Et je pense vraiment que quand les acteurs doivent s'infliger physiquement quelque chose comme ça, Il y a quand même un truc en plus. Surtout quand ça concerne les armes. Parce que si on enlève le côté passionné ou la représentation liée à la mort et au côté létal, ça reste des outils. Comme quelqu'un qui a des couteaux de cuisine chez lui. Il ne panique pas en les prenant, même si une mauvaise manip ou une manipulation délibérée, devient létal tout autant. Je voulais que les armes deviennent ça pour les personnages.

Enfin, quelle pertinence y a-t-il selon toi à faire un film comme Tigres et Hyènes aujourd'hui ?

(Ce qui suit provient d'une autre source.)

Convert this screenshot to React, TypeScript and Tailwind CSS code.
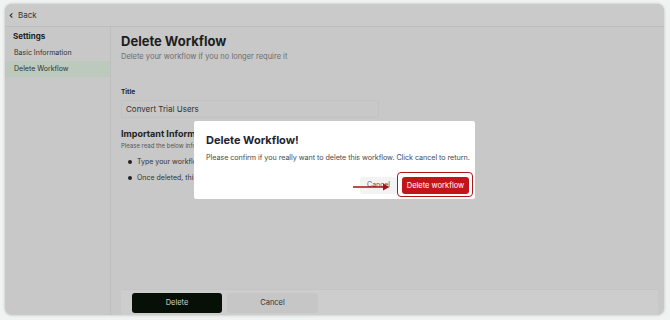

En fait, je le fais parce que c'est complètement anachronique et pas du tout pertinent. Personne n'attend ça ou veut ça, d'une certaine manière. Mais je pense que c'est un genre qui manque aux gens. Un genre assez cruel parce que, soit les films sont vraiment des nanars complets faits avec peu de moyens, soit les films deviennent cultes. D'ailleurs c'est un genre qui est à la fois vénéré des cinéphiles et qui, en même temps, peut être grand public. Moi, ça me manque au cinéma des films transverses qui peuvent réunir des gens qui ont des goûts très pointus et des gens qui le prennent comme du pur divertissement.

Même si, cette année, j'ai l'impression qu'il y en a eu un peu, sinon, dans les derniers films de braquages, il y a peut-être The Town que tout le monde aime bien j'ai l'impression. Cela va avec ma personnalité en tout cas. Il y a un pan de moi qui est attaché à des choses très pointues et assez confidentielles, et en même temps je trouve qu'il n'y a rien d'aussi fort que des grandes fresques qui embarquent tout le monde. C'est même plus dur à faire que des petits films pointus, quoi qu'on en dise.

Tigres et Hyènes est disponible sur Prime Video à partir du 22 novembre 2024.